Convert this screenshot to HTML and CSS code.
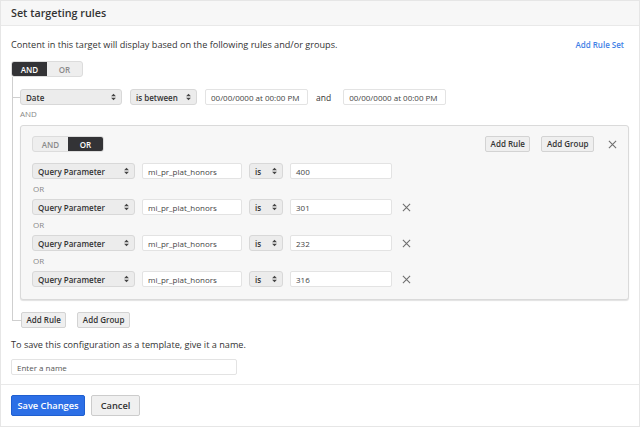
FILE: index.html
```html
<!DOCTYPE html>
<html>
<head>
<meta charset="utf-8">
<link rel="stylesheet" href="styles.css">
</head>
<body>
<div class="modal">
  <div class="header">Set targeting rules</div>
  <div class="body">
    <div class="intro">
      <span>Content in this target will display based on the following rules and/or groups.</span>
      <a class="link">Add Rule Set</a>
    </div>
    <div class="toggle">
      <span class="seg on">AND</span><span class="seg">OR</span>
    </div>
    <div class="tree">
      <div class="row date-row">
        <div class="select w-date"><span>Date</span><svg class="arr" viewBox="0 0 6 10"><path d="M0 4 L3 1 L6 4Z M0 6 L3 9 L6 6Z"/></svg></div>
        <div class="select w-op"><span>is between</span><svg class="arr" viewBox="0 0 6 10"><path d="M0 4 L3 1 L6 4Z M0 6 L3 9 L6 6Z"/></svg></div>
        <div class="input w-dt">00/00/0000 at 00:00 PM</div>
        <span class="and">and</span>
        <div class="input w-dt">00/00/0000 at 00:00 PM</div>
      </div>
      <div class="label and-label">AND</div>
      <div class="group">
        <div class="group-head">
          <div class="toggle">
            <span class="seg">AND</span><span class="seg on">OR</span>
          </div>
          <div class="group-actions">
            <button class="btn">Add Rule</button>
            <button class="btn">Add Group</button>
            <svg class="x" viewBox="0 0 10 10"><path d="M1 1 L9 9 M9 1 L1 9"/></svg>
          </div>
        </div>
        <div class="row qrow">
          <div class="select w-q"><span>Query Parameter</span><svg class="arr" viewBox="0 0 6 10"><path d="M0 4 L3 1 L6 4Z M0 6 L3 9 L6 6Z"/></svg></div>
          <div class="input w-name">mi_pr_plat_honors</div>
          <div class="select w-is"><span>is</span><svg class="arr" viewBox="0 0 6 10"><path d="M0 4 L3 1 L6 4Z M0 6 L3 9 L6 6Z"/></svg></div>
          <div class="input w-val">400</div>
        </div>
        <div class="label or-label">OR</div>
        <div class="row qrow">
          <div class="select w-q"><span>Query Parameter</span><svg class="arr" viewBox="0 0 6 10"><path d="M0 4 L3 1 L6 4Z M0 6 L3 9 L6 6Z"/></svg></div>
          <div class="input w-name">mi_pr_plat_honors</div>
          <div class="select w-is"><span>is</span><svg class="arr" viewBox="0 0 6 10"><path d="M0 4 L3 1 L6 4Z M0 6 L3 9 L6 6Z"/></svg></div>
          <div class="input w-val">301</div>
          <svg class="x" viewBox="0 0 10 10"><path d="M1 1 L9 9 M9 1 L1 9"/></svg>
        </div>
        <div class="label or-label">OR</div>
        <div class="row qrow">
          <div class="select w-q"><span>Query Parameter</span><svg class="arr" viewBox="0 0 6 10"><path d="M0 4 L3 1 L6 4Z M0 6 L3 9 L6 6Z"/></svg></div>
          <div class="input w-name">mi_pr_plat_honors</div>
          <div class="select w-is"><span>is</span><svg class="arr" viewBox="0 0 6 10"><path d="M0 4 L3 1 L6 4Z M0 6 L3 9 L6 6Z"/></svg></div>
          <div class="input w-val">232</div>
          <svg class="x" viewBox="0 0 10 10"><path d="M1 1 L9 9 M9 1 L1 9"/></svg>
        </div>
        <div class="label or-label">OR</div>
        <div class="row qrow">
          <div class="select w-q"><span>Query Parameter</span><svg class="arr" viewBox="0 0 6 10"><path d="M0 4 L3 1 L6 4Z M0 6 L3 9 L6 6Z"/></svg></div>
          <div class="input w-name">mi_pr_plat_honors</div>
          <div class="select w-is"><span>is</span><svg class="arr" viewBox="0 0 6 10"><path d="M0 4 L3 1 L6 4Z M0 6 L3 9 L6 6Z"/></svg></div>
          <div class="input w-val">316</div>
          <svg class="x" viewBox="0 0 10 10"><path d="M1 1 L9 9 M9 1 L1 9"/></svg>
        </div>
      </div>
    </div>
    <div class="tree-actions">
      <button class="btn">Add Rule</button>
      <button class="btn">Add Group</button>
    </div>
    <p class="save-text">To save this configuration as a template, give it a name.</p>
    <div class="input w-template placeholder">Enter a name</div>
  </div>
  <div class="footer">
    <button class="btn-primary">Save Changes</button>
    <button class="btn-secondary">Cancel</button>
  </div>
</div>
</body>
</html>
```

FILE: styles.css
```css
* { box-sizing: border-box; }
html, body { margin: 0; padding: 0; background: #fff; }
body { font-family: "Open Sans", "Liberation Sans", sans-serif; color: #333; }

.modal {
  width: 640px;
  height: 427px;
  border: 1px solid #e6e6e6;
  display: flex;
  flex-direction: column;
  background: #fff;
}

.header {
  height: 25px;
  flex: none;
  background: #f7f7f7;
  border-bottom: 1px solid #e9e9e9;
  display: flex;
  align-items: center;
  padding-left: 10px;
  font-size: 10.75px;
  font-weight: 600;
  color: #333;
}

.body {
  flex: 1;
  padding: 12px 14px 0 10px;
  display: flex;
  flex-direction: column;
  align-items: flex-start;
  border-bottom: 1px solid #e9e9e9;
}

.intro {
  width: 100%;
  display: flex;
  justify-content: space-between;
  align-items: center;
  font-size: 9.15px;
  line-height: 14px;
  color: #333;
}
.link {
  color: #3f7fe6;
  font-weight: 600;
  font-size: 8px;
  margin-right: 1px;
}

.toggle {
  display: flex;
  margin-top: 9px;
  height: 16px;
  border: 1px solid #dcdcdc;
  border-radius: 3px;
  overflow: hidden;
  background: #eeeeee;
}
.seg {
  width: 35px;
  display: flex;
  align-items: center;
  justify-content: center;
  font-size: 8px;
  font-weight: 600;
  color: #8a8a8a;
}
.seg.on {
  background: #333336;
  color: #fff;
}

.tree {
  margin-left: 1px;
  padding-top: 12px;
  padding-left: 7px;
  padding-bottom: 12px;
  border-left: 1px solid #cfcfcf;
  width: 610px;
}

.row {
  display: flex;
  align-items: center;
  height: 16px;
  gap: 7px;
}
.date-row { position: relative; gap: 8px; }
.date-row::before {
  content: "";
  position: absolute;
  left: -8px;
  top: 8px;
  width: 8px;
  border-top: 1px solid #cfcfcf;
}

.select {
  height: 16px;
  background: #ececec;
  border: 1px solid #d8d8d8;
  border-radius: 3px;
  display: flex;
  align-items: center;
  justify-content: space-between;
  padding: 0 5px 0 5px;
  font-size: 8px;
  font-weight: 600;
  color: #333;
}
.arr { width: 5px; height: 8px; fill: #444; }

.input {
  height: 16px;
  background: #fff;
  border: 1px solid #e3e3e3;
  border-radius: 2px;
  display: flex;
  align-items: center;
  padding: 0 5px;
  font-size: 8px;
  color: #444;
}
.placeholder { color: #555; }

.w-date { width: 102px; }
.w-op { width: 67px; }
.w-dt { width: 103px; }
.and { font-size: 8.5px; color: #333; margin: 0 4px 0 0; }
.w-q { width: 103px; }
.w-name { width: 100px; }
.w-is { width: 34px; }
.w-val { width: 102px; }
.w-template { width: 226px; margin-top: 8px; }

.label {
  font-size: 8px;
  color: #888;
  line-height: 10px;
  height: 10px;
}
.and-label { margin-top: 4px; margin-bottom: 6px; }

.group {
  width: 609px;
  background: #f7f7f7;
  border: 1px solid #dadada;
  border-radius: 3px;
  box-shadow: 0 1px 1px rgba(0,0,0,0.12);
  padding: 10px 11px 12px 11px;
}
.group-head {
  display: flex;
  justify-content: space-between;
  align-items: center;
  margin-bottom: 11px;
}
.group-head .toggle { margin-top: 0; }
.group-actions {
  display: flex;
  align-items: center;
  gap: 11px;
}

.or-label { margin: 5px 0 5px 1px; display: flex; align-items: center; }

.btn {
  height: 16px;
  padding: 0 4.5px;
  background: #efefef;
  border: 1px solid #d3d3d3;
  border-radius: 2px;
  font-family: inherit;
  font-size: 8px;
  font-weight: 600;
  color: #333;
  line-height: 1;
}

.x {
  width: 9px;
  height: 9px;
  stroke: #6f6f6f;
  stroke-width: 1.2;
  fill: none;
  margin-left: 3px;
}

.tree-actions {
  display: flex;
  gap: 11px;
  margin-left: 10px;
  position: relative;
}
.tree-actions::before {
  content: "";
  position: absolute;
  left: -9px;
  top: -1px;
  width: 9px;
  height: 9px;
  border-left: 1px solid #cfcfcf;
  border-bottom: 1px solid #cfcfcf;
}

.save-text {
  margin: 11px 0 0 0;
  font-size: 9.15px;
  line-height: 12px;
  color: #333;
}

.footer {
  height: 41px;
  flex: none;
  display: flex;
  align-items: center;
  gap: 6px;
  padding-left: 10px;
}
.btn-primary {
  height: 21px;
  width: 74px;
  background: #2c6fe6;
  border: 1px solid #1f5fd0;
  border-radius: 2px;
  color: #fff;
  font-family: inherit;
  font-size: 9.25px;
  font-weight: 600;
  padding: 0;
}
.btn-secondary {
  height: 21px;
  width: 49px;
  background: #f0f0f0;
  border: 1px solid #cccccc;
  border-radius: 2px;
  color: #333;
  font-family: inherit;
  font-size: 9.25px;
  font-weight: 600;
  padding: 0;
}
```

- - - - - - -

→ **What the exercise asks**: Only lines with the word "this" should be collected from the material.

→ **Solved problem**:
Convert this screenshot to HTML and CSS code.
      <span>Content in this target will display based on the following rules and/or groups.</span>
    <p class="save-text">To save this configuration as a template, give it a name.</p>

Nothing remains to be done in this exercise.